Cable Bahamas plans to invest over $80 million to buy a few scrappy cable operations in southern Florida.
Curiously, the people who sit on the Cable Bahamas board are the same people who have substantial ownership in the companies being purchased.Further, there os a penalty clause to be paid to Cable Bahamas if the deal does not go through.
Does this mean that Philip Keeping and Troy D’Arville make money whether the deal goes through or not?
Whose interests are the Chairman and Director protecting… theirs or the Bahamian public?
It would appear that there is a blatant conflict of interests and some minority shareholders are wondering how they will be protected in the event that this is another of Phil Keeping’s alleged “pump-and-dump schemes.

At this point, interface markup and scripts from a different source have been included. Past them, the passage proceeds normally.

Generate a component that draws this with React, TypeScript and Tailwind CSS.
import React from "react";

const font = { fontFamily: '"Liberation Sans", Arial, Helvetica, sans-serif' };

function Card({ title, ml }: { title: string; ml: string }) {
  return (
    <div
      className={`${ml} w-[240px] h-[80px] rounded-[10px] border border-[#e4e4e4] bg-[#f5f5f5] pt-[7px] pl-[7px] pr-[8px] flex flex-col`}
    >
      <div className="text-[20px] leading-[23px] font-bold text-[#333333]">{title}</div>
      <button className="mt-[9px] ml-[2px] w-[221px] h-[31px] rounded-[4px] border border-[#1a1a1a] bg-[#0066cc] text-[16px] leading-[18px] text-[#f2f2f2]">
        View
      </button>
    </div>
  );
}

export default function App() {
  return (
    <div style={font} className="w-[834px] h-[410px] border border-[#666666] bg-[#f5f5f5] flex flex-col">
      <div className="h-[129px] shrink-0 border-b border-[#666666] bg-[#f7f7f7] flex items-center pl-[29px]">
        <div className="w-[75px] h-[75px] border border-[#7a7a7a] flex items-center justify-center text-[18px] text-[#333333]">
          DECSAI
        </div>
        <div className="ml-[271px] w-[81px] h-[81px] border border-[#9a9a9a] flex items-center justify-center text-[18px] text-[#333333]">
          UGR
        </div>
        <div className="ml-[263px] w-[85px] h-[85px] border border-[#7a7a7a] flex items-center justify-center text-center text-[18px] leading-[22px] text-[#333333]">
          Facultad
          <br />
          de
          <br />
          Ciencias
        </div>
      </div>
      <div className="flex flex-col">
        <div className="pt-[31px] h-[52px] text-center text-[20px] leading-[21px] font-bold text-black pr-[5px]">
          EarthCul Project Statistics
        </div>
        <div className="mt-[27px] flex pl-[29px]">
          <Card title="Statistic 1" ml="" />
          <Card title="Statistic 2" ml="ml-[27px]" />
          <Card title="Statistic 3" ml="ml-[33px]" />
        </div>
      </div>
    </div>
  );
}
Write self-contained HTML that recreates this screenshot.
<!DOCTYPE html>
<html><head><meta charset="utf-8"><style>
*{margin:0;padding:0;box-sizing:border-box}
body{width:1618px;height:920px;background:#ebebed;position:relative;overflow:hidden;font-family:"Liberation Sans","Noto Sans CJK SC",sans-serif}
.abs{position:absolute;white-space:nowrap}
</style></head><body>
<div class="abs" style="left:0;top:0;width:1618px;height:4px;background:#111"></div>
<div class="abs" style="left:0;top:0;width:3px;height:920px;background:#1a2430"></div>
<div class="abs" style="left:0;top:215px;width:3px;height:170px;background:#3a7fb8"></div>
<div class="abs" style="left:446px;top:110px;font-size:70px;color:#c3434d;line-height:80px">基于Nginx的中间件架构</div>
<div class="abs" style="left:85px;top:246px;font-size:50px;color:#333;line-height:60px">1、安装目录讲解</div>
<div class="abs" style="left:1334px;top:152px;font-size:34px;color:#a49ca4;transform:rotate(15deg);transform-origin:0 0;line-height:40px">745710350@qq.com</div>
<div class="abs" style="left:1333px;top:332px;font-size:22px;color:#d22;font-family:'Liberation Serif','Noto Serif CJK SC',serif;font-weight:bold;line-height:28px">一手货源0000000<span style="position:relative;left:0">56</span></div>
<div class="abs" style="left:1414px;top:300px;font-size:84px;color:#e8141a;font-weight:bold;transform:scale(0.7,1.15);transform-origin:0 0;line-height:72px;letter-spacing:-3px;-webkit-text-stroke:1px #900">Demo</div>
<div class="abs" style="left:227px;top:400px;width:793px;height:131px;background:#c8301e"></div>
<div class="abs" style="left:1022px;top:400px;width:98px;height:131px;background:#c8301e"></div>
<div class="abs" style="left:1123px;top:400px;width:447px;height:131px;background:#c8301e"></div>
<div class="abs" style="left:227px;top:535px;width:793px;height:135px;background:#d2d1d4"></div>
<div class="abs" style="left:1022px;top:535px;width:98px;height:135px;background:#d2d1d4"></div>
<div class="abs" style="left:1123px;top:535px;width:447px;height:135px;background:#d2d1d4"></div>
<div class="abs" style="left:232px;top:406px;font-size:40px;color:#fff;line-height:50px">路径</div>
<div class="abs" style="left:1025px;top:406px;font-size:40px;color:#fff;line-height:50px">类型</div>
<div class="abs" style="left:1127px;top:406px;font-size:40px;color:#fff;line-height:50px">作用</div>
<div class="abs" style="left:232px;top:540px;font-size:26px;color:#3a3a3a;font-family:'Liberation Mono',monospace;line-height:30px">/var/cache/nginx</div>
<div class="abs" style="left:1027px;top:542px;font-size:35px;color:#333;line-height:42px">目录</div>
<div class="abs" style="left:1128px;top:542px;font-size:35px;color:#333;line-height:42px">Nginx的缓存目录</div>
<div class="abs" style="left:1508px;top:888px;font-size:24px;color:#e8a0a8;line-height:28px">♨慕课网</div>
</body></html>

These investments on the surface may be perceived as pawns in a “Pump-and-Dump” business ploy. You simply pump some capital in a business and then dump it for more money on an unsuspecting buyer. Mr. Keeping, in 2004, sold his shares to Mr. Paddick, who then sold them back to Cable Bahamas in 2009… with a 30% above the market share price. Now Mr. Keeping and Mr. Pardy – cofounders of Cable Bahamas in 1994 along with Mr. D’arville – are selling to Cable Bahamas a company called Summit Broadband, allegedly a three year old company without a complete built-out network, in need of immediate capital infusion that the board of Cable Bahamas has not revealed how much that capital is?
Will the National Insurance Board’s 22% stake in Cable Bahamas become less valuable? Ultimately, if the share price depreciates or is diluted NIB may suffer financial losses.
Is Cable Bahamas doing a “CLICO 2.0” on its shareholders?
Clico used Bahamian investors to purchase a Florida asset “Wellington Preserve” and leveraged itself until it eventually became unsustainable and lead to its demise. The companies in Florida that Cable Bahamas wants to purchase are being acquired for $89 million, while Cable Bahamas is asking for a price increase of $8 on its basic cable service – without any added value to its consumers. That increase would generate an estimated $8.3 million per year.
“Tribune business understands that more information will be provided to shareholders once US and Bahamian regulatory approvals are received, and many institutions will likely be pitched to as part of its preference share issue.” How is it a public trading company that is 100% Bahamian owned will provide more information after they have acquired assets? Where is the transparency in these matters and where are the local regulators demanding such?
Perhaps answers to these questions and others should be addressed before the purchase of the Florida companies, not after.